The space is just as beautiful as I remembered with twinkling lights on the ceiling, a statement fireplace against the back wall, modern teals and metallics mixed with natural woods and stone, and a funky amoeba-shaped bar. What I didn’t realize was its direct attachment to the Varscona Hotel right next door, which we consider to be a big plus as we’re going to have plenty of guests travelling from out of town. With accommodations nearby, room for a dinner, reception, dance, and hopefully a ceremony, this seems like an incredibly versatile spot with plenty of possibilities.

Their charcuterie menu is quite extensive with all meats made in-house.

Neither of us really had a solid idea of what we want for our celebration. However, during our discussion with Laura and Chef Fan, both of them had some excellent suggestions and seemed eager to bring our vision to life. They gave us a lot to think about, and, when we were done our tour and conversation, they actually invited us to stay for a drink and some charcuterie.

Look at this amazing cheese and charcuterie board!

In all honesty, they were super generous. When they offered to make us a plate, we expected that they’d provide just a small sampling of food to whet our appetites. Afterwards, if we were still hungry, we were more than willing to stick around and make a night of it on our own. But, wow! We received a humongous board chockablock full of house cured meats (my faves were the Bresoala, Truffled Mortadella, and Kielbasa), homemade pickles, preserves, and beer mustard (the best!), in-house baked sourdough bread, and a variety of cheeses (creamy Port Salut and Goat Gouda won the night). All in, I guessed the total value was around $100, including our beverages. They outright spoiled us!

Although we technically didn’t need anything else to eat, we opted to treat ourselves to an order of their 3 Pork Buns ($15) with an Extra Bun ($5) to make it even, as well as a side of the Brussels Sprouts ($5).

Brussels Sprouts in Garlic Butter

The latter was cooked until the greens were tender, but still had bite. The outer leaves were also charred and crispy, just the way I like it. The sprouts may have been a tad greasy, yet I suppose that’s a given considering they’re prepared in garlic butter.

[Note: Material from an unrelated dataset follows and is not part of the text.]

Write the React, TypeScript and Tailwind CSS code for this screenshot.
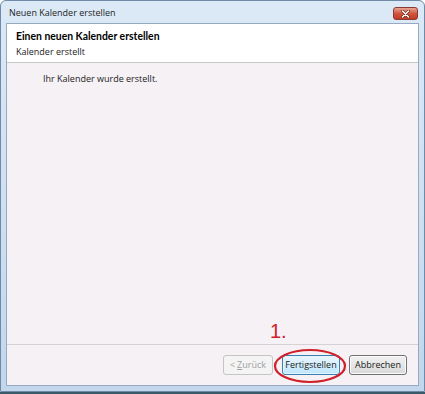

As for the Pork Buns, they were mentioned by a couple of the staff, so we thought it made sense to try them. I’m glad we did because they absolutely did not disappoint. The thick cut pork belly was seared until crisp on the outside and the fats had rendered. Sriracha mayo, hoisin, thinly sliced pickled cucumbers along with baby leaves and chopped green onion finished them off. Pillowy soft steam buns held everything together.

Warm Brownie for dessert!

Before we left, we had to try a dessert. Our choice of the evening was the Warm Brownie ($11; it may not currently be available). It was sort of deconstructed and served with caramel sauce, sponge toffee bits, roasted peanuts, fresh whipped cream, and a mint leaf for garnish. This was absolutely decadent and sweet; it’s the perfect dish for sharing as the portion size is more than decent.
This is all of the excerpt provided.